The IPO has been received with less scepticism than the recent Deliveroo float on the London Stock Exchange, which suffered a catastrophic share price reversal with nearly £2bn wiped off its opening market capitalisation of £7.6bn. Market commentators were quick to blame short sellers, poor marketing and bad timing for the unfortunate outcome.

However, it is not without its own controversy. Former Autonomy chief Mike Lynch is an investor in Darktrace via his venture fund Invoke Capital. That Lynch is fighting extradition to the US on fraud charges he denies, related to the sale of Autonomy to Hewlett-Packard in 2011, has raised eyebrows among observers.

Both main legal advisers also featured on the Deliveroo IPOLatham & Watkins is advising Darktrace with a team led by London corporate partners James Inness, Josh Kiernan and Robbie McLaren. Mark Austin and Doug Smith at Freshfields Bruckhaus Deringer are advising the underwriters.

Elsewhere, a joint offer rarely seen by the Takeover Panel has seen CPI Property Group (CPIPG) and Aroundtown make a bid for AIM-listed Globalworth Real Estate Investments in a proposed takeover valued at €1.57bn.

Existing shareholders CPIPG and Aroundtown have been building their stakes in Globalworth over time and currently together own a 51% stake in the company. The bid is being made via CPIPG-owned vehicle Zakiono Enterprises Limited.

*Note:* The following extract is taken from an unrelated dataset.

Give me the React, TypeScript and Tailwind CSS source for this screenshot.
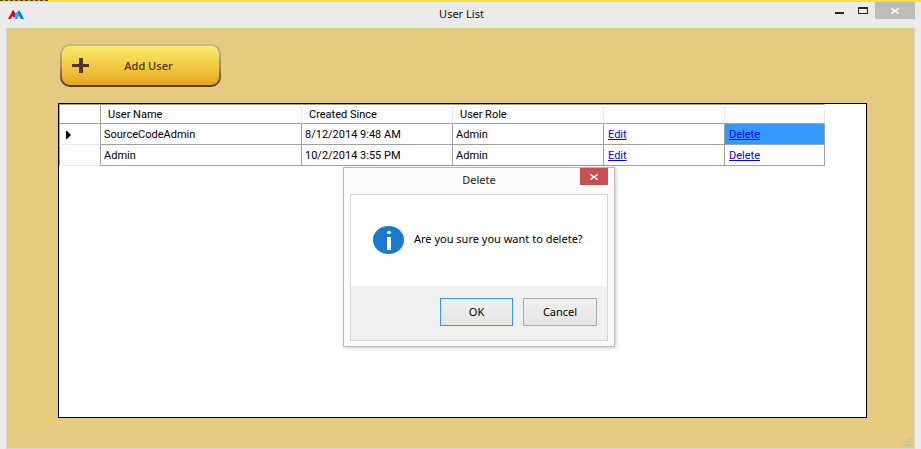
import { useState } from "react";

const users = [
  { name: "SourceCodeAdmin", created: "8/12/2014 9:48 AM", role: "Admin" },
  { name: "Admin", created: "10/2/2014 3:55 PM", role: "Admin" },
];

const headCell = "h-5 border-t border-r border-b border-t-[#a0a0a0] border-r-[#e3edfa] border-b-[#a0a0a0] bg-[#fcfcfc] pt-0.5 pl-[7px] text-left font-normal";
const bodyCell = "h-[21px] border-r border-b border-[#a0a0a0] pt-0.5 pl-[3px]";
const linkCell = "h-[21px] border-r border-b border-[#a0a0a0] pt-0.5 pl-1";

function Cross() {
  return (
    <svg viewBox="0 0 8 6" className="h-1.5 w-2" fill="none" stroke="currentColor" strokeWidth="1.4" aria-hidden="true">
      <path d="M.3 .3 7.7 5.7M7.7 .3 .3 5.7" />
    </svg>
  );
}

function TitleBar() {
  return (
    <header className="grid h-[26px] shrink-0 grid-cols-[1fr_auto_1fr] items-start pr-[6px] pl-2">
      <svg viewBox="0 0 16 10" className="mt-[7px] h-[10px] w-4" aria-hidden="true">
        <path d="M0 10 5 1 8 5 6 9 4.5 7 2.5 10Z" fill="#e00b12" />
        <path d="M5 1 7.5 6 6.5 8 4 3Z" fill="#a5131b" />
        <path d="M7 10 11 1 13 4 16 10H13L11 6.5 9 10Z" fill="#0876e8" />
        <path d="M6 9 8 4 9.5 2 11 6 9 9Z" fill="#24b7f4" />
      </svg>
      <h1 className="pt-1 text-[11px] leading-4 text-[#111]">User List</h1>
      <div className="flex items-start justify-end">
        <button aria-label="Minimize" className="flex h-[17px] w-6 items-start justify-center pt-[10px]">
          <span className="h-0.5 w-[9px] bg-[#26272c]" />
        </button>
        <button aria-label="Maximize" className="flex h-[17px] w-6 items-start justify-center pt-[5px]">
          <span className="h-[7px] w-[10px] border border-t-2 border-[#26272c]" />
        </button>
        <button aria-label="Close" className="flex h-[17px] w-10 items-center justify-center bg-[#bcbcbc] text-white">
          <Cross />
        </button>
      </div>
    </header>
  );
}

function UserTable({ onDelete }: { onDelete: () => void }) {
  return (
    <table className="w-[766px] table-fixed border-separate border-spacing-0 font-[Roboto,sans-serif] text-[11px] leading-4 text-black">
      <colgroup>
        <col className="w-[42px]" />
        <col className="w-[201px]" />
        <col className="w-[151px]" />
        <col className="w-[151px]" />
        <col className="w-[121px]" />
        <col className="w-[100px]" />
      </colgroup>
      <thead>
        <tr>
          <td className="h-5 border border-[#a0a0a0] bg-[#fcfcfc]" />
          <th className={headCell}>User Name</th>
          <th className={headCell}>Created Since</th>
          <th className={headCell}>User Role</th>
          <td className={headCell} />
          <td className={headCell} />
        </tr>
      </thead>
      <tbody>
        {users.map((user, i) => (
          <tr key={user.name}>
            <td className="h-[21px] border-r border-b border-l border-[#a0a0a0] border-b-[#e3edfa] bg-[#fcfcfc] pt-0.5 pl-1.5">
              {i === 0 && (
                <svg viewBox="0 0 5 8" className="h-2 w-[5px]" aria-hidden="true">
                  <path d="M0 0H1L5 4 1 8H0Z" />
                </svg>
              )}
            </td>
            <td className={bodyCell}>{user.name}</td>
            <td className={bodyCell}>{user.created}</td>
            <td className={bodyCell}>{user.role}</td>
            <td className={linkCell}>
              <a href="#edit" className="text-[#0000ff] underline">Edit</a>
            </td>
            <td className={i === 0 ? `${linkCell} bg-[#3399ff]` : linkCell}>
              <a href="#delete" onClick={onDelete} className="text-[#0000ff] underline">Delete</a>
            </td>
          </tr>
        ))}
      </tbody>
    </table>
  );
}

function DeleteDialog({ onClose }: { onClose: () => void }) {
  return (
    <div
      role="dialog"
      aria-labelledby="delete-title"
      className="absolute top-[167px] left-[343px] w-[272px] border border-[#b9b9b9] bg-[#fbfbfb] px-1.5 pb-[5px] shadow-[1px_1px_4px_rgba(0,0,0,0.2)]"
    >
      <div className="grid h-[26px] grid-cols-[28px_1fr_28px] items-start">
        <h2 id="delete-title" className="col-start-2 pt-1 text-center text-[11px] leading-4 text-[#222]">Delete</h2>
        <button aria-label="Close" onClick={onClose} className="flex h-[17px] items-center justify-center bg-[#c75050] text-white">
          <Cross />
        </button>
      </div>
      <div className="border border-[#d5d5d5] bg-white">
        <div className="flex h-[91px] items-center gap-[10px] pb-0.5 pl-[22px]">
          <svg viewBox="0 0 31 28" className="h-7 w-[31px]" aria-hidden="true">
            <ellipse cx="15.5" cy="14" rx="15.5" ry="14" fill="#1979ca" />
            <ellipse cx="16" cy="6.5" rx="2.2" ry="1.6" fill="white" />
            <path d="M14 11h4v13h-4Z" fill="white" />
          </svg>
          <p className="pb-0.5 text-[11px] leading-4 text-black">Are you sure you want to delete?</p>
        </div>
        <div className="flex justify-end gap-[10px] bg-[#f0f0f0] pt-3 pr-[10px] pb-[14px] text-[11px] text-black">
          <button onClick={onClose} className="h-7 w-[73px] border border-[#3399ff] bg-linear-to-b from-[#f0f0f0] to-[#e5e5e5]">OK</button>
          <button onClick={onClose} className="h-7 w-[74px] border border-[#acacac] bg-linear-to-b from-[#f0f0f0] to-[#e5e5e5]">Cancel</button>
        </div>
      </div>
    </div>
  );
}

export default function App() {
  const [confirming, setConfirming] = useState(true);

  return (
    <div className="relative flex min-h-screen flex-col bg-[#ebebeb] font-['Noto_Sans',sans-serif]">
      <div className="flex h-0.5 shrink-0 border-b border-[#d3d3d3] bg-[#fbe13c]">
        <div className="w-12 border-t border-dashed border-[#604a20] bg-[#d9ad24]" />
      </div>
      <TitleBar />
      <main className="mr-[6px] ml-1.5 flex grow flex-col border-x border-b border-[#d6d6d6] bg-[#e6ca7f] pt-4 pr-[47px] pl-[51px]">
        <button className="ml-0.5 h-[43px] w-[161px] rounded-[10px] bg-linear-to-b from-[#c9b98f] via-[#a58d67] to-[#57392c] p-0.5 text-[#53352b]">
          <span className="grid h-full grid-cols-[38px_1fr_22px] items-center rounded-lg bg-linear-to-b from-[#f8ec6b] via-[#f2cc44] to-[#e8a521]">
            <svg viewBox="0 0 17 15" className="ml-[10px] h-[15px] w-[17px]" aria-hidden="true">
              <path d="M7 0h4v6h6v3h-6v6H7V9H0V6h7Z" fill="currentColor" />
            </svg>
            <span className="text-center font-['Open_Sans',sans-serif] text-[11px] leading-4 font-semibold">Add User</span>
          </span>
        </button>
        <section aria-label="Users" className="mt-4 mb-[30px] grow border border-black bg-white">
          <UserTable onDelete={() => setConfirming(true)} />
        </section>
        <svg viewBox="0 0 8 8" className="absolute right-[10px] bottom-[3px] h-2 w-2 fill-[#bdbdbd]" aria-hidden="true">
          <path d="M6 0h2v2H6ZM3 3h2v2H3ZM6 3h2v2H6ZM0 6h2v2H0ZM3 6h2v2H3ZM6 6h2v2H6Z" />
        </svg>
      </main>
      {confirming && <DeleteDialog onClose={() => setConfirming(false)} />}
    </div>
  );
}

Hogan Lovells is advising CPIPG with a corporate team led by partners Daniel Simons and Sarah Shaw. The firm also advised CPIPG in December on its original investment in Globalworth through the acquisition of Zakiono Enterprises.

Simons told Legal Business: ‘The deal is interesting, as a joint bid by two significant shareholders is rare given the high bar that the Takeover Panel sets in order for joint offeror status to be achieved.

‘Last year there was a lot of defensive activity with the focus being on rescue financings to repair balance sheets. But now the market outlook for the UK is more positive, with companies looking forward and executing on their growth strategies, as evidenced by the increased M&A activity this year.’

Skadden’s Danny Tricot and Scott Hopkins are advising Globalworth while White & Case is advising Aroundtown with a team led by Margot Lindsay and Dominic Ross. The team also included Marc Israel, Will Smith and Nicholas Greenacre.

An Ashurst team led by corporate partner Tom Mercer is advising Barclays and Citigroup on the €774m cash offer underpinning the deal.

Latham and White & Case cropped up again this week as Aramco offloaded a 49% stake – valued at $12.4bn – in Aramco Oil Pipelines Company to a consortium led by institutional investor EIG.

Aramco will continue to hold a 51% stake in the new entity, indicating a total equity value of Aramco Oil Pipelines, a joint venture formed with Saudi Arabian Oil, of roughly $25.3bn.

As part of the transaction, Aramco will lease the usage rights in its pipeline network to Aramco Oil Pipelines, which will then grant back to Aramco the exclusive right to use, transport through, operate and maintain the pipeline network for 25 years. In exchange, the joint venture will receive a quarterly, volume-based tariff, payable by Aramco and backed by minimum volume commitments.  Aramco will retain operational control of the pipeline network and will assume all operating and capital expense risk.

Latham advised EIG on the acquisition with a team led by London infrastructure partners Conrad Andersen and John Guccione and including London capital markets partner Dean Naumowicz.

The deal follows similar asset sales by Abu Dhabi National Oil Company, with Andersen also advising a consortium led by Global Infrastructure Partners on the bridge financing and bond take-out of the acquisition of the ADNOC gas pipelines in 2020.

White & Case advised longstanding client Saudi Aramco with a team including partners Ivan Paskal, Clark Wohlferd and Gary Kashar in New York; Marcus Booth and Sami Al-Louzi in Dubai; Carina Radford in London; Hansel Pham in Washington, DC; Jacquelyn MacLennan and Strati Sakellariou-Witt in Brussels; and Andrew Kreisberg in Los Angeles. Local partner Sonia Abdul-Rahman in Dubai also advised on the deal, alongside managing partner Megren Al-Shaalan of the Law Office of Megren M Al-Shaalan, a firm with which White & Case has a cooperation arrangement in Riyadh.